Originally Posted by pg600rr
So I know most (i.e. 99%) of deli meats are complete shit. In the past month I have switched to eating almost entirely organic/fresh foods. It has not been easy (or cheap) but already feeling the benefits. One of the biggest pain in the asses is cooking small turkey or chicken, then using it for sandwhich/wrap meats. It would be waayyy easier to just grad some meat at the deli, however I have yet to find a local deli that cooks & shaves their own meat.
I have recently came across some 'natural organic' prepackaged deli meats at trader Joes by Applegate Farms. They say Nitrate and preservitive free but I am still hesitant. Anyone try these or have any reccomendations?
It is expensive but I try to eat grass fed meats. The organic stuff doesn't seem much better than regular factory raised animals.

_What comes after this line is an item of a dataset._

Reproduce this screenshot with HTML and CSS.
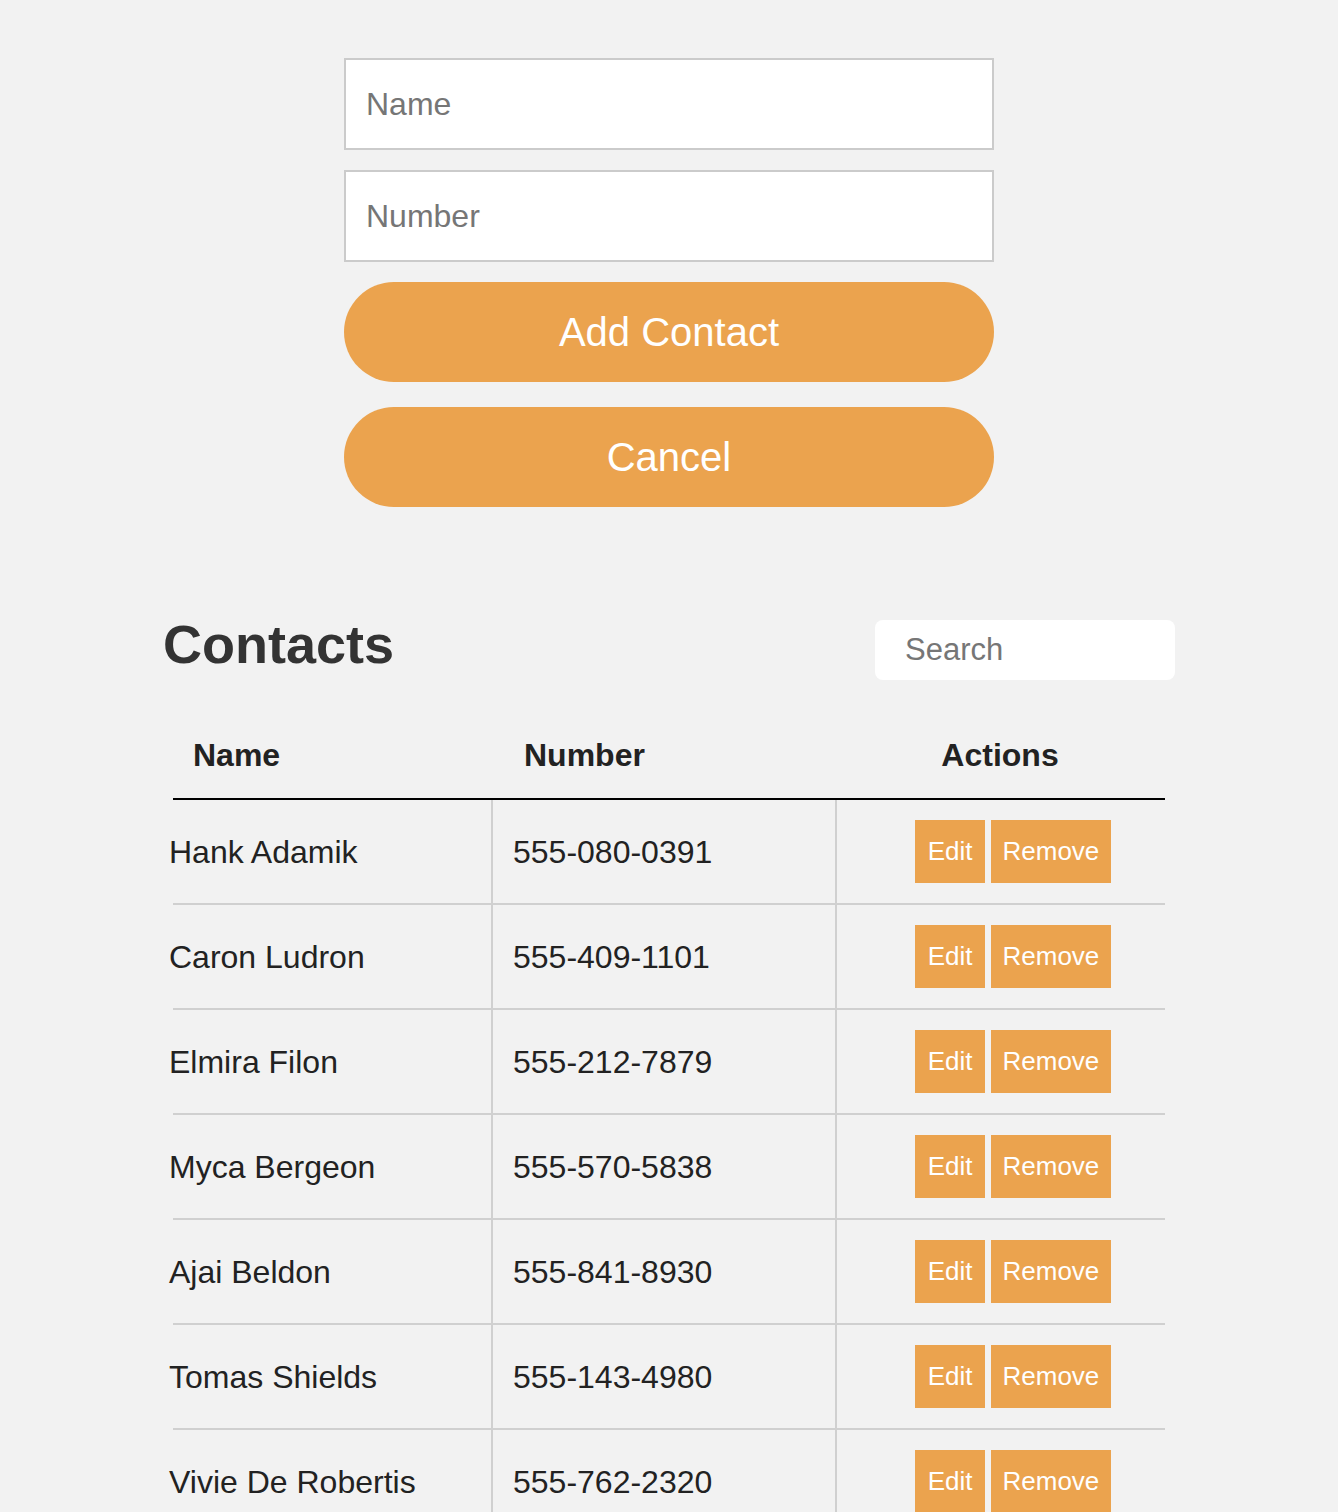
FILE: index.html
```html
<!DOCTYPE html>
<html lang="en">
<head>
<meta charset="utf-8">
<title>Contacts</title>
<link rel="stylesheet" href="styles.css">
</head>
<body>
<form class="contact-form">
  <input class="field" type="text" placeholder="Name">
  <input class="field" type="text" placeholder="Number">
  <button type="button" class="pill-btn add-btn">Add Contact</button>
  <button type="button" class="pill-btn">Cancel</button>
</form>

<section class="contacts">
  <div class="contacts-head">
    <h2 class="contacts-title">Contacts</h2>
    <input class="search" type="text" placeholder="Search">
  </div>
  <div class="table">
    <div class="thead">
      <div class="th th-name">Name</div>
      <div class="th th-number">Number</div>
      <div class="th th-actions">Actions</div>
    </div>
    <div class="row">
      <div class="cell cell-name"><span class="name-text">Hank Adamik</span></div>
      <div class="cell cell-number"><span class="num-text">555-080-0391</span></div>
      <div class="cell cell-actions"><button class="act-btn edit-btn">Edit</button><button class="act-btn">Remove</button></div>
    </div>
    <div class="row">
      <div class="cell cell-name"><span class="name-text">Caron Ludron</span></div>
      <div class="cell cell-number"><span class="num-text">555-409-1101</span></div>
      <div class="cell cell-actions"><button class="act-btn edit-btn">Edit</button><button class="act-btn">Remove</button></div>
    </div>
    <div class="row">
      <div class="cell cell-name"><span class="name-text">Elmira Filon</span></div>
      <div class="cell cell-number"><span class="num-text">555-212-7879</span></div>
      <div class="cell cell-actions"><button class="act-btn edit-btn">Edit</button><button class="act-btn">Remove</button></div>
    </div>
    <div class="row">
      <div class="cell cell-name"><span class="name-text">Myca Bergeon</span></div>
      <div class="cell cell-number"><span class="num-text">555-570-5838</span></div>
      <div class="cell cell-actions"><button class="act-btn edit-btn">Edit</button><button class="act-btn">Remove</button></div>
    </div>
    <div class="row">
      <div class="cell cell-name"><span class="name-text">Ajai Beldon</span></div>
      <div class="cell cell-number"><span class="num-text">555-841-8930</span></div>
      <div class="cell cell-actions"><button class="act-btn edit-btn">Edit</button><button class="act-btn">Remove</button></div>
    </div>
    <div class="row">
      <div class="cell cell-name"><span class="name-text">Tomas Shields</span></div>
      <div class="cell cell-number"><span class="num-text">555-143-4980</span></div>
      <div class="cell cell-actions"><button class="act-btn edit-btn">Edit</button><button class="act-btn">Remove</button></div>
    </div>
    <div class="row">
      <div class="cell cell-name"><span class="name-text">Vivie De Robertis</span></div>
      <div class="cell cell-number"><span class="num-text">555-762-2320</span></div>
      <div class="cell cell-actions"><button class="act-btn edit-btn">Edit</button><button class="act-btn">Remove</button></div>
    </div>
  </div>
</section>
</body>
</html>
```

FILE: styles.css
```css
* { box-sizing: border-box; }

body {
  margin: 0;
  background: #f2f2f2;
  font-family: "Liberation Sans", Arial, Helvetica, sans-serif;
  color: #222;
}

.contact-form {
  width: 650px;
  margin: 58px auto 0;
  display: flex;
  flex-direction: column;
}

.field {
  height: 92px;
  border: 2px solid #cbcbcb;
  background: #fff;
  padding: 0 20px;
  font-family: "Liberation Sans", Arial, sans-serif;
  font-size: 32px;
  color: #222;
  margin-bottom: 20px;
  outline: none;
}
.field::placeholder { color: #767676; }

.pill-btn {
  height: 100px;
  border: none;
  border-radius: 50px;
  background: #eba34e;
  color: #fff;
  font-family: "Liberation Sans", Arial, sans-serif;
  font-size: 40px;
  padding: 0;
}
.add-btn { margin-bottom: 25px; }

.contacts {
  width: 1012px;
  margin: 106px auto 0;
}

.contacts-head {
  display: flex;
  justify-content: space-between;
  align-items: flex-start;
}

.contacts-title {
  margin: 0;
  font-size: 54px;
  line-height: 62px;
  font-weight: bold;
  color: #333;
}

.search {
  margin-top: 7px;
  width: 300px;
  height: 60px;
  border: none;
  border-radius: 8px;
  background: #fff;
  padding: 0 30px;
  font-family: "Liberation Sans", Arial, sans-serif;
  font-size: 31px;
  outline: none;
}
.search::placeholder { color: #767676; }

.table {
  margin: 0 10px;
}

.thead,
.row {
  display: grid;
  grid-template-columns: 320px 344px 1fr;
}

.thead {
  border-bottom: 2px solid #000;
}

.th {
  padding: 57px 0 24px;
  font-size: 32px;
  line-height: 37px;
  font-weight: bold;
  color: #222;
}
.th-name { padding-left: 20px; }
.th-number { padding-left: 31px; }
.th-actions { text-align: center; padding-right: 2px; }

.row {
  border-bottom: 2px solid #d0d0d0;
}

.cell {
  display: flex;
  align-items: center;
  padding: 20px 0;
  font-size: 32px;
}
.cell-name,
.cell-number { border-right: 2px solid #d0d0d0; }
.name-text { margin: 2px 0 0 -4px; }
.num-text { margin-top: 2px; }
.cell-number { padding-left: 20px; }

.cell-actions {
  justify-content: center;
  padding-left: 24px;
  gap: 6px;
}

.act-btn {
  height: 63px;
  padding: 0 11.5px;
  border: none;
  background: #eba34e;
  color: #fff;
  font-family: "Liberation Sans", Arial, sans-serif;
  font-size: 26px;
}
.edit-btn { padding: 0 12.5px; }
```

I read this article today about nitrates and thought it might be of help.http://www.advicegoddess.com/goddessblog.html
For Anybody Wasting Their Money On Nitrate-Free Bacon
Somebody in the comments talked about going to Whole Foods and buying that pricey nitrate-free bacon. I don't know about you, but I don't have dollar bills I'm particularly interested in getting rid of, so I buy the cheap-ass bacon at the supermarket (low-sodium, if I can find it, because it's really salty even in that variety).
I actually read a study that relates that I think is behind this portion of this New York Times piece, but I'm running out and I can't remember which one it is or where I found it. Luckily, Harold McGee is there to clear things up:
Then there's the ongoing saga of nitrite and nitrate, which give hams, bacon, hot dogs, bologna and other salt-cured meats their special color and tang. Nitrite reacts in the meat tissue to form nitric oxide, which binds tightly to the iron in myoglobin and turns it a stable red. Nitrite is also toxic to many microbes, including the bacteria that cause botulism, so it's a critical preservative in cured sausages. For centuries meats were treated with a liberal mixture of salt and saltpeter, or sodium nitrate, which bacteria on the meat converted into nitrite. Nowadays manufacturers generally use very small quantities of pure nitrite, or a mixture of nitrite and nitrate.
In the 1970s, the nitrite and nitrate in cured meats fell under the suspicion that they might cause cancer. Later research showed that we get far more of these chemicals from vegetables like celery, spinach and lettuce. Their abundant nitrate comes from the soil and is turned into nitrite by bacteria living in our mouths.
Nevertheless consumers remain wary of nitrite-cured meats. And United States Department of Agriculture regulations forbid the use of pure nitrate or nitrite in foods labeled "natural" or "organic."
So ingenious manufacturers figured out how to replace the pure chemicals with a mix of nitrate-rich vegetable extracts and bacterial cultures that convert the nitrate into nitrite. (Celery-juice powder, for one, is especially rich in nitrate and has little flavor of its own.) As a result, natural and organic hot dogs that once were quite drab are starting to look better.
According to a review from the American Meat Science Association, recent studies at Iowa State University show that careful formulation and processing can produce vegetable-cured hot dogs and hams that are quite similar to their nitrite-cured models in color and flavor. They are not, however, free of nitrites or nitrates, no matter what the label suggests.
Here's Sandy Szwarc on the topic. (I don't normally link to her because she doesn't understand copyright law or fair use, and I don't want to put her panties in a wad -- see the statement at the bottom of her page.)
UPDATE: Dr. Michael Eades, who is just fantastic at cutting through the accepted dietary crapthink, sent me this study from the American Journal of Clinical Nutrition: "Food sources of nitrates and nitrites: the physiologic context for potential health benefits."
An excerpt from the abstract:
The strength of the evidence linking the consumption of nitrate- and nitrite-containing plant foods to beneficial health effects supports the consideration of these compounds as nutrients.